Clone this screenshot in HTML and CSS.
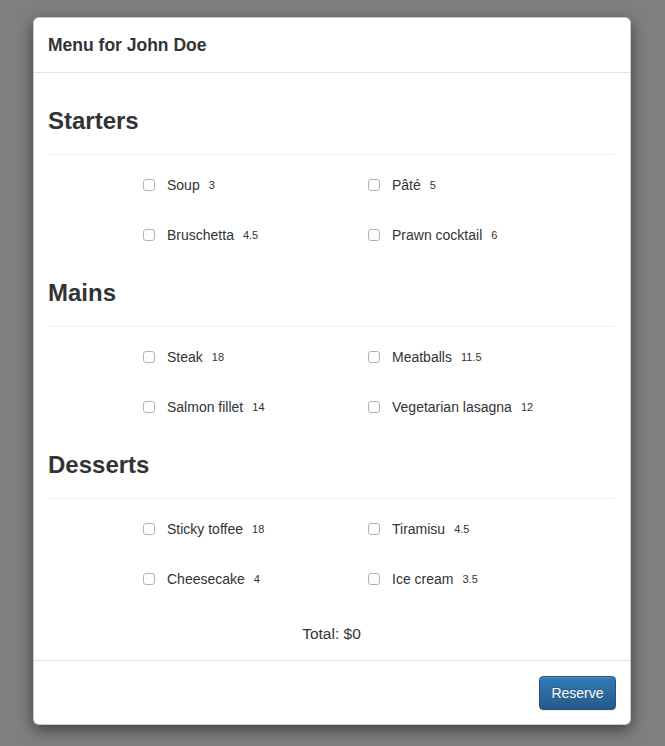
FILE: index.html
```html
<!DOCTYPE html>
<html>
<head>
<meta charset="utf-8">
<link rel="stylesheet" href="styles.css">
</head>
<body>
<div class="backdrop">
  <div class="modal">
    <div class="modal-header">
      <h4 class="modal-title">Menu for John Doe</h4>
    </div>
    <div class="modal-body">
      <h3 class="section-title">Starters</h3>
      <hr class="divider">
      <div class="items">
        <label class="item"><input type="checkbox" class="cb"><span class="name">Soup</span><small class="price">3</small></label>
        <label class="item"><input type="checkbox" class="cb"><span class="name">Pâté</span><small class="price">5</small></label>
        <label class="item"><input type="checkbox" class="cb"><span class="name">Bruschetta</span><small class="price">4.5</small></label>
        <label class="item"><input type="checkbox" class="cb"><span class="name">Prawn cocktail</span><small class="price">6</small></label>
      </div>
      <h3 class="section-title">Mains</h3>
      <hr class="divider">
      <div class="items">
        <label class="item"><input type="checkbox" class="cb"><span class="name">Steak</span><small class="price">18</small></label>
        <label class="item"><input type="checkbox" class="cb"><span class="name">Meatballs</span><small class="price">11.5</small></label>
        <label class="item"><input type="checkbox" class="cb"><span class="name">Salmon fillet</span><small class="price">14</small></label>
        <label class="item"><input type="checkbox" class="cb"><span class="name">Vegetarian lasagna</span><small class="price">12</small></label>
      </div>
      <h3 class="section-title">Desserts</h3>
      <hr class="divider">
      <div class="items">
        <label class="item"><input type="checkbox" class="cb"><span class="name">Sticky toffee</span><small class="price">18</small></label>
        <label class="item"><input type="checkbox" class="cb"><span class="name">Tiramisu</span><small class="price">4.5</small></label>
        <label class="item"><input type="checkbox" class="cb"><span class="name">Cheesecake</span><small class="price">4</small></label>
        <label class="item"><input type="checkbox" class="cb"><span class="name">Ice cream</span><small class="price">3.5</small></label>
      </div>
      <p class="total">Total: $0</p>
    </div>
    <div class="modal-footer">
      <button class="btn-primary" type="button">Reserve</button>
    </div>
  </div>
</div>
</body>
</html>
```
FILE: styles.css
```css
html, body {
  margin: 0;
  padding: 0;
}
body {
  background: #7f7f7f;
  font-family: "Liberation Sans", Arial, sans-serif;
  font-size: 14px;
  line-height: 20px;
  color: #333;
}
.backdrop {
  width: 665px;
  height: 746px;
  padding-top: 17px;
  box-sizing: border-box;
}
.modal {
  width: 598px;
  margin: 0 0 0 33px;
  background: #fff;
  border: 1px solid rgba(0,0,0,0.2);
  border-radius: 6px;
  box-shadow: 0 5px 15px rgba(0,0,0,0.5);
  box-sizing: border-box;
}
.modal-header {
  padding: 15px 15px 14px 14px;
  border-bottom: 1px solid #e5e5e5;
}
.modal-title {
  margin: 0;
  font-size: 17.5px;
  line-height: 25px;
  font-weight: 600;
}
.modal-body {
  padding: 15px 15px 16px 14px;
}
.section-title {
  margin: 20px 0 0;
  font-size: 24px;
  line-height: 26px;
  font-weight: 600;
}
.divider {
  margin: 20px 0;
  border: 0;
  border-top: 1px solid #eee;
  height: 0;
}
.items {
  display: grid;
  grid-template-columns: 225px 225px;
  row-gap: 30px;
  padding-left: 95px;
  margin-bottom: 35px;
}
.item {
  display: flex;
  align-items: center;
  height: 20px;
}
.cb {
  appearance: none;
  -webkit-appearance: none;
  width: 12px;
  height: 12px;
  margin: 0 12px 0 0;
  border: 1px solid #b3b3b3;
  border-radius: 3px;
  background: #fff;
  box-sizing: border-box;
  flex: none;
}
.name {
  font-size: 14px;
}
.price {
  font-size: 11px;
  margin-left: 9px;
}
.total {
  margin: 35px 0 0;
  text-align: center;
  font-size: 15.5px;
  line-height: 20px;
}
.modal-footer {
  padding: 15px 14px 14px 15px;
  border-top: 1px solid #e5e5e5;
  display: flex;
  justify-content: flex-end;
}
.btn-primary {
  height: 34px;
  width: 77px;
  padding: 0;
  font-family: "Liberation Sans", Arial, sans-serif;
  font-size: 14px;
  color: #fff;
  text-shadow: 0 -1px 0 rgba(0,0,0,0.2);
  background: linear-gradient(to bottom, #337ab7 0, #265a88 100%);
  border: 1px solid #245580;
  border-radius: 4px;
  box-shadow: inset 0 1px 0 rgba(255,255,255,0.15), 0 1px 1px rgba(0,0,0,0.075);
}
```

= = = =

## Do this:
In the copy, include no pictures; restate the listing above exactly.

## Complete output:
Clone this screenshot in HTML and CSS.
FILE: index.html
```html
<!DOCTYPE html>
<html>
<head>
<meta charset="utf-8">
<link rel="stylesheet" href="styles.css">
</head>
<body>
<div class="backdrop">
  <div class="modal">
    <div class="modal-header">
      <h4 class="modal-title">Menu for John Doe</h4>
    </div>
    <div class="modal-body">
      <h3 class="section-title">Starters</h3>
      <hr class="divider">
      <div class="items">
        <label class="item"><input type="checkbox" class="cb"><span class="name">Soup</span><small class="price">3</small></label>
        <label class="item"><input type="checkbox" class="cb"><span class="name">Pâté</span><small class="price">5</small></label>
        <label class="item"><input type="checkbox" class="cb"><span class="name">Bruschetta</span><small class="price">4.5</small></label>
        <label class="item"><input type="checkbox" class="cb"><span class="name">Prawn cocktail</span><small class="price">6</small></label>
      </div>
      <h3 class="section-title">Mains</h3>
      <hr class="divider">
      <div class="items">
        <label class="item"><input type="checkbox" class="cb"><span class="name">Steak</span><small class="price">18</small></label>
        <label class="item"><input type="checkbox" class="cb"><span class="name">Meatballs</span><small class="price">11.5</small></label>
        <label class="item"><input type="checkbox" class="cb"><span class="name">Salmon fillet</span><small class="price">14</small></label>
        <label class="item"><input type="checkbox" class="cb"><span class="name">Vegetarian lasagna</span><small class="price">12</small></label>
      </div>
      <h3 class="section-title">Desserts</h3>
      <hr class="divider">
      <div class="items">
        <label class="item"><input type="checkbox" class="cb"><span class="name">Sticky toffee</span><small class="price">18</small></label>
        <label class="item"><input type="checkbox" class="cb"><span class="name">Tiramisu</span><small class="price">4.5</small></label>
        <label class="item"><input type="checkbox" class="cb"><span class="name">Cheesecake</span><small class="price">4</small></label>
        <label class="item"><input type="checkbox" class="cb"><span class="name">Ice cream</span><small class="price">3.5</small></label>
      </div>
      <p class="total">Total: $0</p>
    </div>
    <div class="modal-footer">
      <button class="btn-primary" type="button">Reserve</button>
    </div>
  </div>
</div>
</body>
</html>
```
FILE: styles.css
```css
html, body {
  margin: 0;
  padding: 0;
}
body {
  background: #7f7f7f;
  font-family: "Liberation Sans", Arial, sans-serif;
  font-size: 14px;
  line-height: 20px;
  color: #333;
}
.backdrop {
  width: 665px;
  height: 746px;
  padding-top: 17px;
  box-sizing: border-box;
}
.modal {
  width: 598px;
  margin: 0 0 0 33px;
  background: #fff;
  border: 1px solid rgba(0,0,0,0.2);
  border-radius: 6px;
  box-shadow: 0 5px 15px rgba(0,0,0,0.5);
  box-sizing: border-box;
}
.modal-header {
  padding: 15px 15px 14px 14px;
  border-bottom: 1px solid #e5e5e5;
}
.modal-title {
  margin: 0;
  font-size: 17.5px;
  line-height: 25px;
  font-weight: 600;
}
.modal-body {
  padding: 15px 15px 16px 14px;
}
.section-title {
  margin: 20px 0 0;
  font-size: 24px;
  line-height: 26px;
  font-weight: 600;
}
.divider {
  margin: 20px 0;
  border: 0;
  border-top: 1px solid #eee;
  height: 0;
}
.items {
  display: grid;
  grid-template-columns: 225px 225px;
  row-gap: 30px;
  padding-left: 95px;
  margin-bottom: 35px;
}
.item {
  display: flex;
  align-items: center;
  height: 20px;
}
.cb {
  appearance: none;
  -webkit-appearance: none;
  width: 12px;
  height: 12px;
  margin: 0 12px 0 0;
  border: 1px solid #b3b3b3;
  border-radius: 3px;
  background: #fff;
  box-sizing: border-box;
  flex: none;
}
.name {
  font-size: 14px;
}
.price {
  font-size: 11px;
  margin-left: 9px;
}
.total {
  margin: 35px 0 0;
  text-align: center;
  font-size: 15.5px;
  line-height: 20px;
}
.modal-footer {
  padding: 15px 14px 14px 15px;
  border-top: 1px solid #e5e5e5;
  display: flex;
  justify-content: flex-end;
}
.btn-primary {
  height: 34px;
  width: 77px;
  padding: 0;
  font-family: "Liberation Sans", Arial, sans-serif;
  font-size: 14px;
  color: #fff;
  text-shadow: 0 -1px 0 rgba(0,0,0,0.2);
  background: linear-gradient(to bottom, #337ab7 0, #265a88 100%);
  border: 1px solid #245580;
  border-radius: 4px;
  box-shadow: inset 0 1px 0 rgba(255,255,255,0.15), 0 1px 1px rgba(0,0,0,0.075);
}
```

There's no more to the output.